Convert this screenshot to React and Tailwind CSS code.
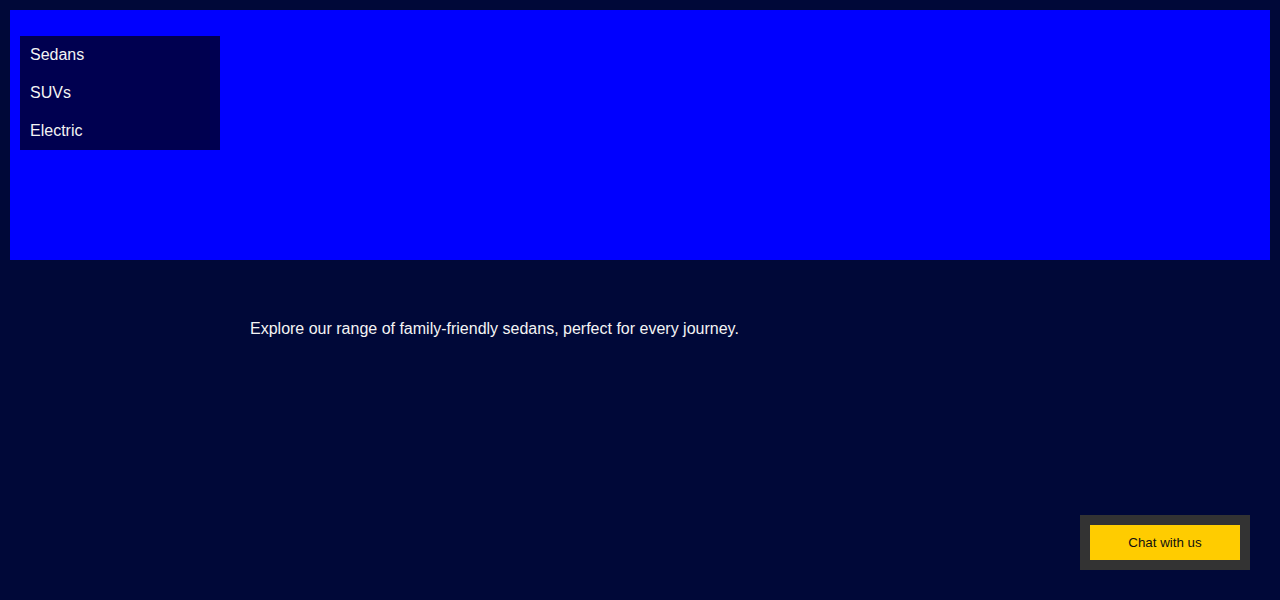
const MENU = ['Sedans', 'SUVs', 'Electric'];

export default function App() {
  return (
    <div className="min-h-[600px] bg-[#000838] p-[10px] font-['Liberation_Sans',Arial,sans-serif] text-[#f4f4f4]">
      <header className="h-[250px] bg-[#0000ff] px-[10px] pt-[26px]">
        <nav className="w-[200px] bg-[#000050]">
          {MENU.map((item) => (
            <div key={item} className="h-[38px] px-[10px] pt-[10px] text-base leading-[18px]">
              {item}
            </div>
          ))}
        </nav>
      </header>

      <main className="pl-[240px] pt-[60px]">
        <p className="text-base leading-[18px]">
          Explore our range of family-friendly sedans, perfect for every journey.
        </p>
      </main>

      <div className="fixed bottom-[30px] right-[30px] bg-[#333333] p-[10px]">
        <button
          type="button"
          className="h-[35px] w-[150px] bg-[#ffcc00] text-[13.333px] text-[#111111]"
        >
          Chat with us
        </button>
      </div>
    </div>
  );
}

SET EXERCISE: The lines from the start of the data through the line that contains "const MENU = ['Sedans', 'SUVs', 'Electric'];" are to be returned exactly, please, with both ends included and every picture left out.

SOLUTION TO THIS EXERCISE:
Convert this screenshot to React and Tailwind CSS code.
const MENU = ['Sedans', 'SUVs', 'Electric'];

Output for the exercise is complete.